Manna is the spokesperson and event coordinator for the Canadian branch of Mercy Ships, based right here in Victoria. She took on the gig almost a year ago.

“I didn’t even know they existed,” says Manna. “When I heard the motto ‘Bringing hope and healing to the forgotten poor,’ I thought ‘Oh my God. This is my calling.’ I’ve been so fortunate in my life and He blessed me with talents and said to me ‘Now go help my people.’”

Manna was so inspired to begin her journey with Mercy Ships that she started early, working an entire month for free.

Manna is one of seven employees working for the local branch. Her mandate is to create awareness and raise funds for the operations.

Manna is hoping to find a donor to help fund the recording of an album, with proceeds of sales going to Mercy Ships.

Born in Edmonton, Manna is no stranger to the stage — even those in war-torn and impoverished countries. She was named Klondike Kate, the ambassador for the City of Edmonton in 1999-2000 and has performed for prime ministers, with Grammy winners and has travelled to Italy and Bosnia to perform for the Canadian Forces.

Manna also owns the Maria Manna Etiquette and Finishing School, which she opened after moving to Victoria in 2000. M

 

Manna is hosting a presentation about her vision trip with Mercy Ships Fri., April 12 at 7pm at Church of the Advent (510 Mount View). Free. mercyships.ca

 

About Mercy Ships

 

Mercy Ships is a global charity that provides health care and community development services to those who need it most, completely free of charge. All health care professionals on board pay their own way and volunteer their time.

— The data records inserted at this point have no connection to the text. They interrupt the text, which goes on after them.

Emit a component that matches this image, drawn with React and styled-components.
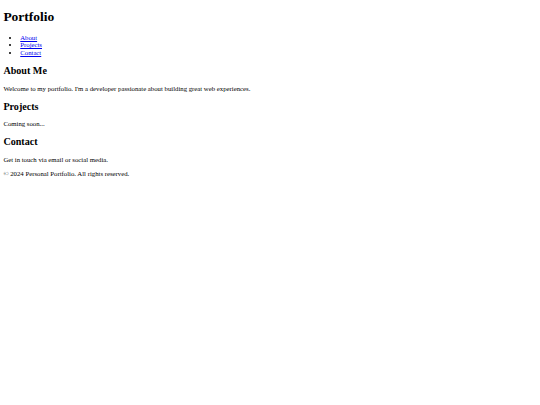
import React from 'react'
import styled, {createGlobalStyle} from 'styled-components'

// reference looks like a 1280px wide page shrunk to 540px
const scale = 540 / 1280

const GlobalStyle = createGlobalStyle`
  html, body {
    background: #fff;
  }
  body {
    margin: ${8 * scale}px;
    font-family: "Liberation Serif", "Times New Roman", serif;
    font-size: ${16 * scale}px;
    line-height: 1.125;
    color: #000;
  }
`

const Header = styled.header``

const Title = styled.h1`
  font-size: 2em;
  font-weight: bold;
  margin: 6px 0 0.67em;
`

const NavList = styled.ul`
  margin: 1em 0;
  padding-left: ${40 * scale}px;
  list-style: disc;
`

const NavLink = styled.a`
  color: #0000ee;
  text-decoration: underline;
`

const Section = styled.section``

const Heading = styled.h2`
  font-size: 1.5em;
  font-weight: bold;
  margin: 0.83em 0;
`

const Text = styled.p`
  margin: 1em 0;
`

const links = ['About', 'Projects', 'Contact']

const sections = [
  {id: 'about', title: 'About Me', text: "Welcome to my portfolio. I'm a developer passionate about building great web experiences."},
  {id: 'projects', title: 'Projects', text: 'Coming soon...'},
  {id: 'contact', title: 'Contact', text: 'Get in touch via email or social media.'},
]

export default function App() {
  return (
    <>
      <GlobalStyle/>
      <Header>
        <Title>Portfolio</Title>
        <nav>
          <NavList>
            {links.map(l => (
              <li key={l}><NavLink href={`#${l.toLowerCase()}`}>{l}</NavLink></li>
            ))}
          </NavList>
        </nav>
      </Header>
      <main>
        {sections.map(s => (
          <Section key={s.id} id={s.id}>
            <Heading>{s.title}</Heading>
            <Text>{s.text}</Text>
          </Section>
        ))}
      </main>
      <footer>
        <Text>© 2024 Personal Portfolio. All rights reserved.</Text>
      </footer>
    </>
  )
}
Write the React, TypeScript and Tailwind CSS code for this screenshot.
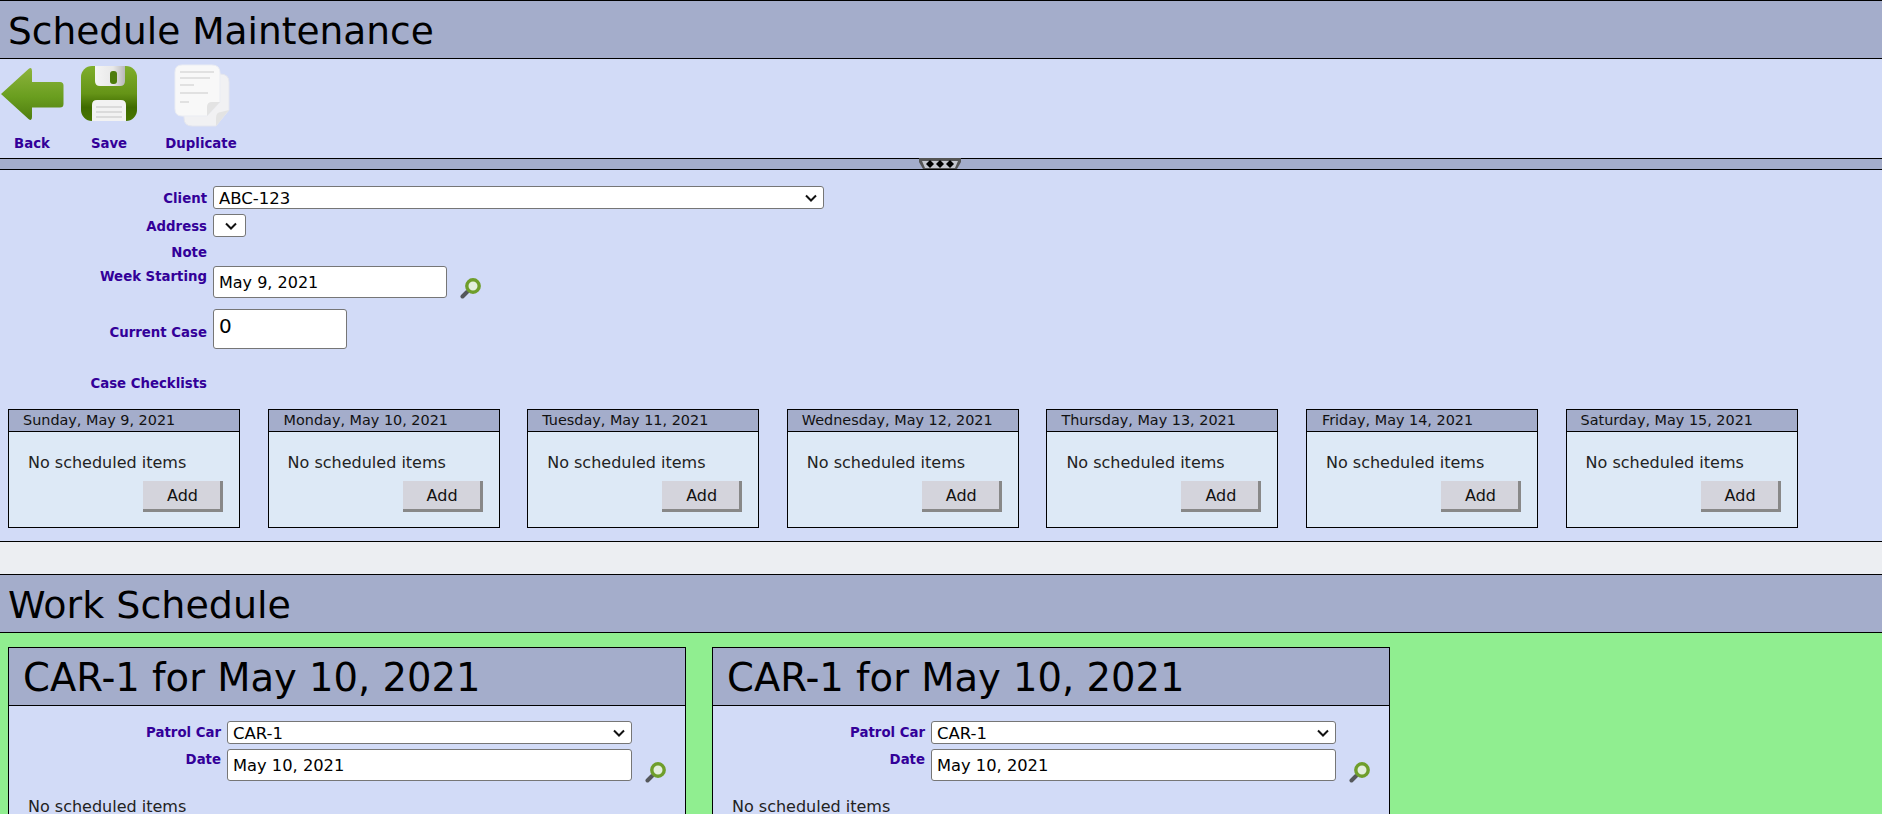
import React from "react";

const days = [
  { label: "Sunday, May 9, 2021", pad: "pl-[14px]" },
  { label: "Monday, May 10, 2021", pad: "pl-[15px]" },
  { label: "Tuesday, May 11, 2021", pad: "pl-[14px]" },
  { label: "Wednesday, May 12, 2021", pad: "pl-[14px]" },
  { label: "Thursday, May 13, 2021", pad: "pl-[14px]" },
  { label: "Friday, May 14, 2021", pad: "pl-[15px]" },
  { label: "Saturday, May 15, 2021", pad: "pl-[14px]" },
];

const labelClass = "text-[13.3px] font-bold text-[#330099] text-right leading-[14px] whitespace-nowrap";

const BackIcon = () => (
  <svg width="64" height="56" viewBox="0 0 64 56">
    <defs>
      <linearGradient id="backFill" x1="0" y1="0" x2="0" y2="1">
        <stop offset="0" stopColor="#8cb33c" />
        <stop offset="0.55" stopColor="#6a9e1f" />
        <stop offset="1" stopColor="#4f7d10" />
      </linearGradient>
    </defs>
    <path
      d="M1 28 L28.5 3 Q32 0.5 32 5 L32 16 L60 16 Q63.5 16 63.5 19.5 L63.5 38 Q63.5 41.5 60 41.5 L32 41.5 L32 51 Q32 55.5 28.5 53 Z"
      fill="url(#backFill)"
    />
  </svg>
);

const SaveIcon = () => (
  <svg width="56" height="56" viewBox="0 0 56 56">
    <defs>
      <linearGradient id="saveFill" x1="0" y1="0" x2="0" y2="1">
        <stop offset="0" stopColor="#7fae2c" />
        <stop offset="0.5" stopColor="#659417" />
        <stop offset="0.75" stopColor="#3f6b00" />
        <stop offset="1" stopColor="#487600" />
      </linearGradient>
      <linearGradient id="saveTop" x1="0" y1="0" x2="1" y2="0">
        <stop offset="0" stopColor="#f4f4f4" />
        <stop offset="0.6" stopColor="#e8e8e8" />
        <stop offset="1" stopColor="#b8b8b8" />
      </linearGradient>
    </defs>
    <rect x="0" y="0" width="56" height="55" rx="11" fill="url(#saveFill)" />
    <path d="M14 0 H44 V15 Q44 20 39 20 H19 Q14 20 14 15 Z" fill="url(#saveTop)" />
    <rect x="29" y="5" width="7" height="13" rx="3" fill="#4e7d0c" />
    <path d="M11 55 V39 Q11 34 16 34 H40 Q45 34 45 39 V55 Z" fill="#f2f2f2" />
    <path d="M15 41 H41 M15 46 H41 M15 51 H41" stroke="#d4d4d4" strokeWidth="1.5" />
  </svg>
);

const DuplicateIcon = () => (
  <svg width="56" height="64" viewBox="0 0 56 64">
    <path
      d="M10 10 H46 Q55 10 55 18 V46 L42 62 H18 Q10 62 10 54 Z"
      fill="#f1f1f3"
      stroke="#e4e6ee"
      strokeWidth="1"
    />
    <path
      d="M8 1 H38 Q46 1 46 9 V38 L33 52 H8 Q1 52 1 45 V8 Q1 1 8 1 Z"
      fill="#f8f8f8"
      stroke="#ebedf3"
      strokeWidth="1"
    />
    <path d="M46 38 L33 52 V43 Q33 38 38 38 Z" fill="#e3e3e3" />
    <path d="M55 46 L42 62 V54 Q42 48 47 48 Z" fill="#e3e3e3" />
    <path
      d="M6 8 H40 M6 14 H36 M6 21 H20 M6 29 H34 M6 38 H15"
      stroke="#d9d9d9"
      strokeWidth="1.5"
    />
  </svg>
);

const MagnifierIcon = () => (
  <svg width="21" height="21" viewBox="0 0 21 21">
    <path d="M2.5 18.5 L7 14" stroke="#55585c" strokeWidth="4" strokeLinecap="round" />
    <circle cx="13" cy="8" r="6.2" fill="#e3eedd" stroke="#6f9e2b" strokeWidth="3.4" />
  </svg>
);

// native select with the arrow drawn over it
const Select = ({
  className,
  value,
  arrow,
}: {
  className: string;
  value: string;
  arrow: string;
}) => (
  <div className={"relative h-[23px] " + className}>
    <select className="appearance-none w-full h-full bg-white border border-[#767676] rounded-[3px] text-[16.5px] pl-[5px] text-black">
      <option>{value}</option>
    </select>
    <svg
      className={"absolute top-[8px] pointer-events-none " + arrow}
      width="12"
      height="8"
      viewBox="0 0 12 8"
    >
      <path d="M1 1.5 L6 6.5 L11 1.5" fill="none" stroke="#111" strokeWidth="2" />
    </svg>
  </div>
);

const Tool = ({
  label,
  className,
  children,
}: {
  label: string;
  className: string;
  children: React.ReactNode;
}) => (
  <div className={"flex flex-col items-center " + className}>
    <div className="h-[66px] flex items-center justify-center">{children}</div>
    <div className="mt-[10px] text-[13.3px] font-bold text-[#330099] leading-[14px] whitespace-nowrap">
      {label}
    </div>
  </div>
);

const DayCard = ({ label, pad }: { label: string; pad: string }) => (
  <div className="w-[232px] h-[119px] border border-black bg-[#dde9f6] shrink-0">
    <div
      className={
        "h-[22px] bg-[#a4adcb] border-b border-black text-[14.4px] leading-[21px] text-[#111] whitespace-nowrap " +
        pad
      }
    >
      {label}
    </div>
    <div className="pl-[19px] pt-[22px] text-[16px] leading-[18px] text-[#222]">No scheduled items</div>
    <div className="flex justify-end pr-[16px] mt-[9px]">
      <button className="w-[80px] h-[31px] pl-[2px] pt-[1px] bg-[#d4d4dc] border-r-[3px] border-b-[3px] border-[#888888] text-[16px] text-[#111]">
        Add
      </button>
    </div>
  </div>
);

const CarCard = () => (
  <div className="w-[678px] h-[300px] border border-black bg-[#d2dbf7] shrink-0">
    <div className="h-[58px] bg-[#a4adcb] border-b border-black pl-[14px] text-[38.5px] leading-[60px] text-black whitespace-nowrap">
      CAR-1 for May 10, 2021
    </div>
    <div className="mt-[15px] grid grid-cols-[212px_1fr] gap-x-[6px] gap-y-[5px] items-start">
      <div className={labelClass + " h-[23px] pt-[5px]"}>Patrol Car</div>
      <Select className="w-[405px]" value="CAR-1" arrow="left-[386px]" />
      <div className={labelClass + " pt-[4px]"}>Date</div>
      <div className="flex items-start h-[32px]">
        <input
          readOnly
          value="May 10, 2021"
          className="w-[405px] h-[32px] bg-white border border-[#767676] rounded-[3px] text-[16.3px] px-[5px] text-black"
        />
        <div className="pt-[13px] ml-[13px]">
          <MagnifierIcon />
        </div>
      </div>
    </div>
    <div className="pl-[19px] mt-[17px] text-[16px] leading-[18px] text-[#222]">No scheduled items</div>
  </div>
);

export default function App() {
  return (
    <div className="h-screen overflow-hidden bg-[#eceef2] font-['DejaVu_Sans',Verdana,sans-serif]">
      <div className="h-[59px] bg-[#a4adcb] border-t border-b border-black pl-[8px] text-[37.5px] leading-[61px] text-black">
        Schedule Maintenance
      </div>
      <div className="h-[99px] bg-[#d2dbf7] flex items-start">
        <Tool label="Back" className="w-[64px] pt-[2px]">
          <BackIcon />
        </Tool>
        <Tool label="Save" className="w-[56px] ml-[17px] pt-[2px]">
          <SaveIcon />
        </Tool>
        <Tool label="Duplicate" className="w-[72px] ml-[28px] pt-[2px]">
          <div className="pt-[4px] pl-[2px]">
            <DuplicateIcon />
          </div>
        </Tool>
      </div>
      <div className="relative h-[12px] bg-[#a4adcb] border-t border-b border-black">
        <div className="absolute left-[919px] -top-[1px]">
          <svg width="42" height="12" viewBox="0 0 42 12">
            <path d="M0 0 H42 V4 L38 11 H4 L0 4 Z" fill="#555" />
            <path d="M3 3 H39 L36 10 H6 Z" fill="#c5c7cf" />
            <g fill="#000">
              <path d="M11 2 L15 6 L11 10 L7 6 Z" />
              <path d="M21 2 L25 6 L21 10 L17 6 Z" />
              <path d="M31 2 L35 6 L31 10 L27 6 Z" />
            </g>
          </svg>
        </div>
      </div>
      <div className="h-[372px] bg-[#d2dbf7] border-b border-black pt-[16px]">
        <div className="grid grid-cols-[207px_1fr] gap-x-[6px] items-start">
          <div className={labelClass + " h-[23px] pt-[6px]"}>Client</div>
          <Select className="w-[611px]" value="ABC-123" arrow="left-[592px]" />
          <div className={labelClass + " h-[23px] mt-[5px] pt-[6px]"}>Address</div>
          <Select className="w-[33px] mt-[5px]" value="" arrow="left-[12px]" />
          <div className={labelClass + " mt-[9px] h-[20px]"}>Note</div>
          <div />
          <div className={labelClass + " pt-[4px] h-[31px]"}>Week Starting</div>
          <div className="flex items-start h-[32px]">
            <input
              readOnly
              value="May 9, 2021"
              className="w-[234px] h-[32px] bg-white border border-[#767676] rounded-[3px] text-[16px] px-[5px] text-black"
            />
            <div className="ml-[13px] pt-[12px]">
              <MagnifierIcon />
            </div>
          </div>
          <div className={labelClass + " mt-[10px] pt-[18px]"}>Current Case</div>
          <input
            readOnly
            value="0"
            className="w-[134px] h-[40px] mt-[11px] bg-white border border-[#767676] rounded-[3px] text-[20px] leading-[24px] px-[5px] pb-[6px] text-black"
          />
          <div className={labelClass + " mt-[28px]"}>Case Checklists</div>
          <div />
        </div>
        <div className="flex gap-[27.6px] pl-[8px] mt-[18px]">
          {days.map((day) => (
            <DayCard key={day.label} label={day.label} pad={day.pad} />
          ))}
        </div>
      </div>
      <div className="h-[32px]" />
      <div className="h-[59px] bg-[#a4adcb] border-t border-b border-black pl-[8px] text-[38px] leading-[61px] text-black">
        Work Schedule
      </div>
      <div className="h-[400px] bg-[#90ee90] flex gap-[26px] pl-[8px] pt-[14px]">
        <CarCard />
        <CarCard />
      </div>
    </div>
  );
}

Since its inception in 1978, Mercy Ships has performed more than two million services, including more than 18,000 operations (Cleft lip and palate reconstruction, cataract removal, orthopaedic and facial reconstructions, tumor removal and obstetric fistula repair), 110,000 dental treatments and 350 construction and agriculture projects (schools, clinics, orphanages and water wells) in villages around the world.

 

MV Africa Mercy

 

The MV Africa Mercy is the world’s largest non-governmental hospital ship. It began its mission in Liberia in 2007. It has been in port at Conakry, Guinea since August 2012 and, after a two-month refit in the Canary Islands, will depart on its next 10-month mission to the Republic of Congo in July.

The ship features accommodations for 484 crew members (including families) in 126 cabins, a day care centre, a school, a library, a laundromat, supermarket, restaurant, gym, shops and a Starbucks cafe. Almost 30 vehicles travel with the ship for land-based operations.

Medical capabilities include six operating theatres, X-ray, CT scans, intensive care unit, ophthalmic unit, laboratories and a 78-bed recovery ward.